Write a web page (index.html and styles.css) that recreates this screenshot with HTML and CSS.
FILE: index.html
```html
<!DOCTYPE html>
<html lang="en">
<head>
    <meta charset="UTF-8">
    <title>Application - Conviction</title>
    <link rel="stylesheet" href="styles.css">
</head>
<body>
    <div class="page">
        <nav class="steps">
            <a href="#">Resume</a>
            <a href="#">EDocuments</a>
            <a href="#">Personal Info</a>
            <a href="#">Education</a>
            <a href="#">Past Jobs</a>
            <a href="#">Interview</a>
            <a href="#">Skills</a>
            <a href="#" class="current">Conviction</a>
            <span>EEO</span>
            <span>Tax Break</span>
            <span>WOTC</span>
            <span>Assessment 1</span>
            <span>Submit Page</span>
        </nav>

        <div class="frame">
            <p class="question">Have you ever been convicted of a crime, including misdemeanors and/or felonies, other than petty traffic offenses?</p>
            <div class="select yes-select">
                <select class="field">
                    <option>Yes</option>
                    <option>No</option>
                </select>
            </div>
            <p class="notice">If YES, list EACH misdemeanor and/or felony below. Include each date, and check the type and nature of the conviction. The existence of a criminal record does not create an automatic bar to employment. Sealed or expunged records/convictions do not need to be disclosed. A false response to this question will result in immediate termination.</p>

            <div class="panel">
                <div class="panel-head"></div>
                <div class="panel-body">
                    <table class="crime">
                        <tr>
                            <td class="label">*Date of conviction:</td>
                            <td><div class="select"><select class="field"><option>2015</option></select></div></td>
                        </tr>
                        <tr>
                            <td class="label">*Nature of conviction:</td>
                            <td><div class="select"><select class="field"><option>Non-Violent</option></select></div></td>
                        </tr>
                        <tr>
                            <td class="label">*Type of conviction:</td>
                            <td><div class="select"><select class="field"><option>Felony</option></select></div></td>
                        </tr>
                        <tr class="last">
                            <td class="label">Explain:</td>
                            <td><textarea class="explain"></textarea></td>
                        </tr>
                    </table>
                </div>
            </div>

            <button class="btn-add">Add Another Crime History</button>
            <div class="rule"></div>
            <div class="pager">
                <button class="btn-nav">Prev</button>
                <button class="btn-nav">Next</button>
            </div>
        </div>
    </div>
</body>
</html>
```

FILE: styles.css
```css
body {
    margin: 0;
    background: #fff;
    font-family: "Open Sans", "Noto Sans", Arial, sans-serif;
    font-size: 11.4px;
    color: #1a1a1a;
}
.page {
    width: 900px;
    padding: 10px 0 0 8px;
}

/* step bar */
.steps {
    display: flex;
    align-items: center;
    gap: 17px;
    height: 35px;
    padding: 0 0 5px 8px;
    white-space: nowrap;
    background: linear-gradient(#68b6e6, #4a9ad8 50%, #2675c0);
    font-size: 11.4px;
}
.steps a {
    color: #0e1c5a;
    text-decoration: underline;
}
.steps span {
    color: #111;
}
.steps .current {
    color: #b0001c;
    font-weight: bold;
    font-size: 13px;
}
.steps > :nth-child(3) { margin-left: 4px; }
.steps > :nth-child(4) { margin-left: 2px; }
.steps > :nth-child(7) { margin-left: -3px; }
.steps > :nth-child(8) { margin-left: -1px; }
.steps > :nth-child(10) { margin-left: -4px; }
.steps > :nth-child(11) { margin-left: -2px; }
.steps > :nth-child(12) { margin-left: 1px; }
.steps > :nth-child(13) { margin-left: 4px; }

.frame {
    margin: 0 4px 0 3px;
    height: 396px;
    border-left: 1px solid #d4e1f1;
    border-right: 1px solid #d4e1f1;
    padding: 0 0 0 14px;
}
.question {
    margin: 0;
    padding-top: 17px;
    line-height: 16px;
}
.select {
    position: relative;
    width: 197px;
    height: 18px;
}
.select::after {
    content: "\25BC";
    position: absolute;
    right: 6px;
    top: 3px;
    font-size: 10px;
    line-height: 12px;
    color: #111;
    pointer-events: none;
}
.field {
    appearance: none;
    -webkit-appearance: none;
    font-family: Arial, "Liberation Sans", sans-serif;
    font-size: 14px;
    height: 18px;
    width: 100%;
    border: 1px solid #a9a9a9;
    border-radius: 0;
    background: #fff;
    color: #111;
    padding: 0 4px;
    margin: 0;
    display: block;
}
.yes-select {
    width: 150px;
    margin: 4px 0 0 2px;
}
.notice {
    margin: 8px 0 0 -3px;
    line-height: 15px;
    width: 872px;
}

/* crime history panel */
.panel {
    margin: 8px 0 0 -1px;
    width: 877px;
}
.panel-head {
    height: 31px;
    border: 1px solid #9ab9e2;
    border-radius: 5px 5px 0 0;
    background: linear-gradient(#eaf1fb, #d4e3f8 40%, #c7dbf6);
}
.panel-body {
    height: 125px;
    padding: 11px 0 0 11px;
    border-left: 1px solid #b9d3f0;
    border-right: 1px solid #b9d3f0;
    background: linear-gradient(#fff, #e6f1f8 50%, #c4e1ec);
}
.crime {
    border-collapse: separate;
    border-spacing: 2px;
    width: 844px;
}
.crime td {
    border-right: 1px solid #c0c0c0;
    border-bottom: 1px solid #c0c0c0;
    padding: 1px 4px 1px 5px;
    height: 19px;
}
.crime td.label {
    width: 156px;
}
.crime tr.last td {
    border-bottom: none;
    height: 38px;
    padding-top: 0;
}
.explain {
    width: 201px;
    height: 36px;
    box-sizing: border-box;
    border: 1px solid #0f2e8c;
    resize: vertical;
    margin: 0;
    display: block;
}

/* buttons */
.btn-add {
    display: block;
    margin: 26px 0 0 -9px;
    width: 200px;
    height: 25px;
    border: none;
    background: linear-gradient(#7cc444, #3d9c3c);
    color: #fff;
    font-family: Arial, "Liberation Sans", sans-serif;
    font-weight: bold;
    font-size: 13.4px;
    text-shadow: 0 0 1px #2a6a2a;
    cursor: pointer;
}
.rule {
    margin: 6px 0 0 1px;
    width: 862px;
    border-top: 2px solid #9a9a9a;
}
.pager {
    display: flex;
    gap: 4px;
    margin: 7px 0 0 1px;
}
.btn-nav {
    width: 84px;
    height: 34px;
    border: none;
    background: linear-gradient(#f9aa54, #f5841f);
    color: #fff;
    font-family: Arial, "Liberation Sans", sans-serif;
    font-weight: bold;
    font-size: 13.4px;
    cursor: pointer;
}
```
□ □ □
Lines that hold the word "this" are the ones to return, every one of them.

Write a web page (index.html and styles.css) that recreates this screenshot with HTML and CSS.
            <p class="notice">If YES, list EACH misdemeanor and/or felony below. Include each date, and check the type and nature of the conviction. The existence of a criminal record does not create an automatic bar to employment. Sealed or expunged records/convictions do not need to be disclosed. A false response to this question will result in immediate termination.</p>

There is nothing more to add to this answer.